Broca’s Brain Among the Sagan Trilogy
Read alongside Cosmos and The Demon-Haunted World, Broca’s Brain fills a specific role: it is the most personal and the most intellectually playful of the three. Cosmos is the grand narrative; The Demon-Haunted World is the civic argument; Broca’s Brain is the laboratory notebook — a scientist thinking out loud across a range of problems, some central to his work and some simply fascinating. For readers who want to understand how Sagan’s mind worked, this is the most revealing of the three.
A Respectful Disagreement
Broca’s Brain is uneven in a way that its essay format makes inevitable. The strongest pieces — the Velikovsky analysis, the SETI essays, the opening meditation on Broca’s jar — are among Sagan’s best work. The weaker pieces feel occasional, written to deadline rather than to conviction. The book rewards selective reading more than cover-to-cover consumption.

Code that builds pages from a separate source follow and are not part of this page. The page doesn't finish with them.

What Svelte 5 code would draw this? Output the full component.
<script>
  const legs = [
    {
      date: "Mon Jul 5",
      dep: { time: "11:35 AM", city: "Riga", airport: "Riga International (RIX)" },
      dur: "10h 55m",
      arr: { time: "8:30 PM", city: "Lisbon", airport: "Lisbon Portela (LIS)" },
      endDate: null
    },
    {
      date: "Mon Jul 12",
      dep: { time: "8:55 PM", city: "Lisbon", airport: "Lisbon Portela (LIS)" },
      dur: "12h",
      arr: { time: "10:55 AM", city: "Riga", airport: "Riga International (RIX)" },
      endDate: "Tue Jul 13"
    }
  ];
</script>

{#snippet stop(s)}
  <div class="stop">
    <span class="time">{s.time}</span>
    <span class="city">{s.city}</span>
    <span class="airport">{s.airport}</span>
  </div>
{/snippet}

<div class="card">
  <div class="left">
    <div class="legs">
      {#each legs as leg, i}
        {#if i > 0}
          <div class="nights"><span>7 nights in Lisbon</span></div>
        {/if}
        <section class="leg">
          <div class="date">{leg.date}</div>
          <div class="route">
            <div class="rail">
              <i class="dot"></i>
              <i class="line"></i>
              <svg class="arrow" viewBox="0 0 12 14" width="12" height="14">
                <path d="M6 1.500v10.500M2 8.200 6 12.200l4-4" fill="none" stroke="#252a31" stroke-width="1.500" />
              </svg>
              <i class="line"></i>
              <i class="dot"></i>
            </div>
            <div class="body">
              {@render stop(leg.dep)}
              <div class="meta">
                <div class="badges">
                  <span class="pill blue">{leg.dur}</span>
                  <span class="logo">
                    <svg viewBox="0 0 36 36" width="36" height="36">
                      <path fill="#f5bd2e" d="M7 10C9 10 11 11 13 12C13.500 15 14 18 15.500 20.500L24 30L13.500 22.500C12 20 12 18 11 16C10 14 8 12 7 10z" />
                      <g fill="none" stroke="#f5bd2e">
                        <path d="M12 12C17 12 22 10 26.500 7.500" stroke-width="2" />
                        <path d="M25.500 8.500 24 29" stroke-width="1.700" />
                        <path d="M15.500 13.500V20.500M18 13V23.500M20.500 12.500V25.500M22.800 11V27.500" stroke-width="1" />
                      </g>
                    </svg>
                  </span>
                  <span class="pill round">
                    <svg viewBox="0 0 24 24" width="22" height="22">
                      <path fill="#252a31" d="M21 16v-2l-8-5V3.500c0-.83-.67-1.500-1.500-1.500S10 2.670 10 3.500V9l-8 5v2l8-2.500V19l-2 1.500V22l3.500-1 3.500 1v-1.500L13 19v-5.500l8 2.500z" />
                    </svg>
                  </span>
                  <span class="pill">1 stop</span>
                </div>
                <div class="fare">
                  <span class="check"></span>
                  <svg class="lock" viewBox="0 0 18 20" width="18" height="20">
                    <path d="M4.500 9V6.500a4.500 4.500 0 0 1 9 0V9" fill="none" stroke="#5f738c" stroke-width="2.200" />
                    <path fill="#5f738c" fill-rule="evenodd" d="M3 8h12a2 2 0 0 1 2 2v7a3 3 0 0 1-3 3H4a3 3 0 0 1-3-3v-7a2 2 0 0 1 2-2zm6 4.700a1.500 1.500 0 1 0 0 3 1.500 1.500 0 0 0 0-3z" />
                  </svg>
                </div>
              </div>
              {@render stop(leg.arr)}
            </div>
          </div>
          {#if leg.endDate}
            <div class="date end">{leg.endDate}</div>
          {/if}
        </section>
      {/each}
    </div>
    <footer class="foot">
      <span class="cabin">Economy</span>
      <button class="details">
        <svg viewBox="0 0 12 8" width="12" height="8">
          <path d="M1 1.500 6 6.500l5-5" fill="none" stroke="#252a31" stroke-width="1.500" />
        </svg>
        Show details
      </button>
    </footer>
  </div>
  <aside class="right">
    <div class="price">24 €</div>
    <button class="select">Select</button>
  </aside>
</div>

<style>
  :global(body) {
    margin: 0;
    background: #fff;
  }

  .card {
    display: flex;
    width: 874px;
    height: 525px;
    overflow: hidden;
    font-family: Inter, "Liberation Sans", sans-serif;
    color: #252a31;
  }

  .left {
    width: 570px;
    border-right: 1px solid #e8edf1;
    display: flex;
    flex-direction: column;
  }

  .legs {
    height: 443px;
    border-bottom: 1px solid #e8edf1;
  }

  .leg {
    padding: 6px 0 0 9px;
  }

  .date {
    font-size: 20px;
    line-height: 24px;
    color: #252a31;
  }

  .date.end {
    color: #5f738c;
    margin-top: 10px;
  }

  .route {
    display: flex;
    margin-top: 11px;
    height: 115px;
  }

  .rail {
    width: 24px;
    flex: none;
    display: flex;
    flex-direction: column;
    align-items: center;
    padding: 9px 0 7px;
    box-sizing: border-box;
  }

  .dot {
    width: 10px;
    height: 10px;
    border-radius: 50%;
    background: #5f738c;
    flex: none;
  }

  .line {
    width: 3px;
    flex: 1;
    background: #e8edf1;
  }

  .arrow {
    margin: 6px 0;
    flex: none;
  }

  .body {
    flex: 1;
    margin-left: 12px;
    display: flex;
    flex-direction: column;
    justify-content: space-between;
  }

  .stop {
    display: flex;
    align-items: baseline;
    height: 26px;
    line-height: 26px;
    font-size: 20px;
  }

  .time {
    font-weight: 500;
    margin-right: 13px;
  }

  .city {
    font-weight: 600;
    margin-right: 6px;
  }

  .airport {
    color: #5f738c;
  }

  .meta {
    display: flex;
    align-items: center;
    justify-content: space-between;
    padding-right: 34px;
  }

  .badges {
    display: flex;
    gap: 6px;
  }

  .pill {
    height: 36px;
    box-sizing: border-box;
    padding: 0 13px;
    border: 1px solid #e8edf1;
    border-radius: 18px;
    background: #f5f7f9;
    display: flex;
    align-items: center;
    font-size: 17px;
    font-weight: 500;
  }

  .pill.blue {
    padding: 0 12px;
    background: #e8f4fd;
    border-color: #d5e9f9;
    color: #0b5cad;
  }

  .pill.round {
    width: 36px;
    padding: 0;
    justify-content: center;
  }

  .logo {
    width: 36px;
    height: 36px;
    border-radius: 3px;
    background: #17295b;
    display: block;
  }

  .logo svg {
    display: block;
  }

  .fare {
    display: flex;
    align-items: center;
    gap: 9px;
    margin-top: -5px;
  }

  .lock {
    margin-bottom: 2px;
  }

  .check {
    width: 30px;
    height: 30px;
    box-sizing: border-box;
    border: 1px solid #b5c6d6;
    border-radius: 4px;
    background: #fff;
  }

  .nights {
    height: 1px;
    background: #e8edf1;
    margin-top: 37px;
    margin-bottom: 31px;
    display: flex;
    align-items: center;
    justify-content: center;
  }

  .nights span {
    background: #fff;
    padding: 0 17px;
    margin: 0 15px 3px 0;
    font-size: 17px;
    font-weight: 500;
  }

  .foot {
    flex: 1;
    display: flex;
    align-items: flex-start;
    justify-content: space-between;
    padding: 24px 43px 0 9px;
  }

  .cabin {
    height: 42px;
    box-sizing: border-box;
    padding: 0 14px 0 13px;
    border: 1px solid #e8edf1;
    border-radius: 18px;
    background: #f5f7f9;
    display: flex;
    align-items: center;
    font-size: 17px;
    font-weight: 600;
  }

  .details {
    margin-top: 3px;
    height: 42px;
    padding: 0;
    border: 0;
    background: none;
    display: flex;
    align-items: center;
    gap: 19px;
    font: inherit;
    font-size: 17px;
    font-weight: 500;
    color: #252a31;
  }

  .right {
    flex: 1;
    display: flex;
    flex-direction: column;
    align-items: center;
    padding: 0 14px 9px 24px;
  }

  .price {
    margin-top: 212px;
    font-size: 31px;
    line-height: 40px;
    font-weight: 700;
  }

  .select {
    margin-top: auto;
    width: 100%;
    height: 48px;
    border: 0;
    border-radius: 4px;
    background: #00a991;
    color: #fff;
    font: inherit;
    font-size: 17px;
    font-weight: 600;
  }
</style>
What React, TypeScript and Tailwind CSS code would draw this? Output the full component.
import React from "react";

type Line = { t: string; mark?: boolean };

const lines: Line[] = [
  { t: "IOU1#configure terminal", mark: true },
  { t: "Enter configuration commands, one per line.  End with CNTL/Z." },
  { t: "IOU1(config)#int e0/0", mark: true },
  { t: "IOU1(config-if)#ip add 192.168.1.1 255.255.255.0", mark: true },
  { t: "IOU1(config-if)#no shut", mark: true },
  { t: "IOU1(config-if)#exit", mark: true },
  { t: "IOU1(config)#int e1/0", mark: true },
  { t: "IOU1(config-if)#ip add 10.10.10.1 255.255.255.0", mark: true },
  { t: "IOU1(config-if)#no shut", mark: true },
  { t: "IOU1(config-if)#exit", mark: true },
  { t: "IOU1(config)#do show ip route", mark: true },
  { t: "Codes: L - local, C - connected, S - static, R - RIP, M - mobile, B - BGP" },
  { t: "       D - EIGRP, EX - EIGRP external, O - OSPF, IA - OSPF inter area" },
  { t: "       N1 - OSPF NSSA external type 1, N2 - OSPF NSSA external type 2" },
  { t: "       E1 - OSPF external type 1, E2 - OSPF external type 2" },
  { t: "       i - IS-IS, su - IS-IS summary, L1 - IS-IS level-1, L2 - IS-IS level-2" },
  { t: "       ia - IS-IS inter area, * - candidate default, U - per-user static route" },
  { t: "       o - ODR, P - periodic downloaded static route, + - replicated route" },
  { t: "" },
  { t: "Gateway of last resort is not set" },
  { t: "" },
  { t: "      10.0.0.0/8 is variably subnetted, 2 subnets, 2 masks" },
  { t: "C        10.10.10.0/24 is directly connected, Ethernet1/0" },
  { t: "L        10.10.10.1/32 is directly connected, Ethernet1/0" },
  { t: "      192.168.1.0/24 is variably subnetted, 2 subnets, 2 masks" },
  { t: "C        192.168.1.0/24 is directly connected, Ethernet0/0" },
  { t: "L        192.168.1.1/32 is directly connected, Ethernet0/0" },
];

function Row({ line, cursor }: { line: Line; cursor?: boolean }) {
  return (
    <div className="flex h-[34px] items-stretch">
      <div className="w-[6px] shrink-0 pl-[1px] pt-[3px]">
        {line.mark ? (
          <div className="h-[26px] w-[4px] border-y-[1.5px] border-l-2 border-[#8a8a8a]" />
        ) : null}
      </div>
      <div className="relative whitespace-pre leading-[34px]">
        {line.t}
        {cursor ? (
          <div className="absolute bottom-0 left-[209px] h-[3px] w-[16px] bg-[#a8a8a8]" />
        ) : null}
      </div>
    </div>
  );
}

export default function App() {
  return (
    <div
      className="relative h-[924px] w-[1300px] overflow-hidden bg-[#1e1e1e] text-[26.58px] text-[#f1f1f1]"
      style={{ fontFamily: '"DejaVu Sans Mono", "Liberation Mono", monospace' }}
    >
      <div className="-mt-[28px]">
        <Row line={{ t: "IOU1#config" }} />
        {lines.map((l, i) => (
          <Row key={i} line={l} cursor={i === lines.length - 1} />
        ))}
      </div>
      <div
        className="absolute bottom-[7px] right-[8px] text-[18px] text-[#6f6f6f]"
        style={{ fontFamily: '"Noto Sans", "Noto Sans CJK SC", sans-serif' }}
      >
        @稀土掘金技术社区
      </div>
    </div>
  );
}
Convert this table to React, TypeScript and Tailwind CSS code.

Sagan’s confidence that the scientific community is reliably self-correcting — that fraud, bias, and institutional inertia are exceptions rather than features — is also somewhat optimistic. The replication crisis, the reproducibility problems in various fields, and the documented influence of funding sources on research findings suggest that the system is more fallible than his portrait allows. He would likely have engaged with this honestly had he lived to see it.
Bottom Line
Broca’s Brain is the Sagan book for readers who already love Sagan and want more — more range, more candor, more of the mind behind the public voice. It is not the place to start, but it is a rewarding place to continue. The Velikovsky section alone is worth the read as a masterclass in how to engage a wrong idea with rigor and without contempt.
Most of all, read it for the title essay: a scientist standing in front of a jar containing a great mind reduced to tissue, asking what it means that the ideas outlasted the brain that generated them.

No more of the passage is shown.